我的配置: Ubuntu 18.04+nvidia 410.78+cuda 10.0+cudnn 7.4.2
- 下载 py-faster-rcnn
git clone --recursive https://github.com/rbgirshick/py-faster-rcnn.git
- 由于用到了caffe框架,所以需要先将caffe依赖的包装上
sudo apt-get install python-pip
sudo pip install cython
sudo pip install easydict
sudo apt-get install python-opencv
还需要装:
- boost
sudo apt-get install libboost-all-dev
- proto
sudo apt-get install libprotobuf-dev protobuf-c-compiler protobuf-compiler
- glog
sudo apt-get install libgoogle-glog-dev
- gflags
sudo apt-get install libgflags-dev
- lmdb
sudo apt-get install liblmdb-dev
- leveldb
sudo apt-get install libleveldb-dev
- snappy
sudo apt-get install libsnappy-dev
- opencv
sudo apt-get install libopencv-dev
- BLAS
sudo apt-get install libatlas-base-dev
- hdf5.h头文件
sudo apt-get install libhdf5-\*
- 编译caffe-faster-rcnn
- 编译Cython模块
cd py-faster-rcnn/lib
make
- 编译caffe和pycaffe
先进入caffe-fast-rcnn目录下
cd py-faster-rcnn/caffe-fast-rcnn
复制Makefile.config.example为Makefile.config
cp Makefile.config.example Makefile.config
编辑Makefile.config,对应地方改为如下形式:
USE_CUDNN := 1
WITH_PYTHON_LAYER := 1
INCLUDE_DIRS := $(PYTHON_INCLUDE) /usr/local/include /usr/include/hdf5/serial
LIBRARY_DIRS := $(PYTHON_LIB) /usr/local/lib /usr/lib /usr/lib/x86_64-linux-gnu /usr/lib/x86_64-linux-gnu/hdf5/serial
这时进行编译还是会出现错误,faster-rcnn默认的caffe支持的cudnn版本是v4,因此编译caffe会出现版本不兼容而导致的函数参数不对应的错误。
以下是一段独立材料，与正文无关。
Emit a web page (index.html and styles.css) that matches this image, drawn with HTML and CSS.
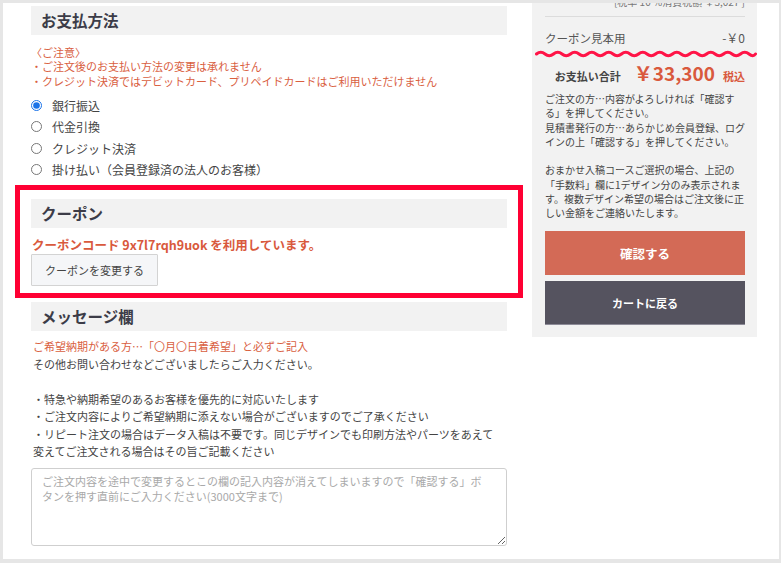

这时参考博文https://blog.csdn.net/flygeda/article/details/78638824,下载caffe最新源码https://github.com/BVLC/caffe
用最新caffe源码的以下文件替换掉caffe-fast-rcnn中的对应文件:
include/caffe/layers/cudnn_relu_layer.hpp
src/caffe/layers/cudnn_relu_layer.cpp
src/caffe/layers/cudnn_relu_layer.cu
include/caffe/layers/cudnn_sigmoid_layer.hpp
src/caffe/layers/cudnn_sigmoid_layer.cpp
src/caffe/layers/cudnn_sigmoid_layer.cu
include/caffe/layers/cudnn_tanh_layer.hpp
src/caffe/layers/cudnn_tanh_layer.cpp
src/caffe/layers/cudnn_tanh_layer.cu
include/caffe/util/cudnn.hpp
将caffe-fast-rcnn中的src/caffe/layers/cudnn_conv_layer.cu 文件中所有的
cudnnConvolutionBackwardData_v3 函数名替换为 cudnnConvolutionBackwardData
cudnnConvolutionBackwardFilter_v3函数名替换为 cudnnConvolutionBackwardFilter
然后进行编译:
cd py-faster-rcnn/caffe-fast-rcnn
make -j8 && make pycaffe
这时编译又遇到一个错误nvcc fatal : Unsupported gpu architecture 'compute_20'
,这时需要将Makefile.config中CUDA_ARCH
配置去掉
-gencode arch=compute_20,code=sm_20 \
-gencode arch=compute_20,code=sm_21 \
然后编译完成。
-
获取faster-rcnn模型
cd py-faster-rcnn
./data/scripts/fetch_faster_rcnn_models.sh
服务器没法翻墙,所以我先在本地下载后传到服务器的py-faster-rcnn/data目录下,下载URL位于fetch_faster_rcnn_models.sh中。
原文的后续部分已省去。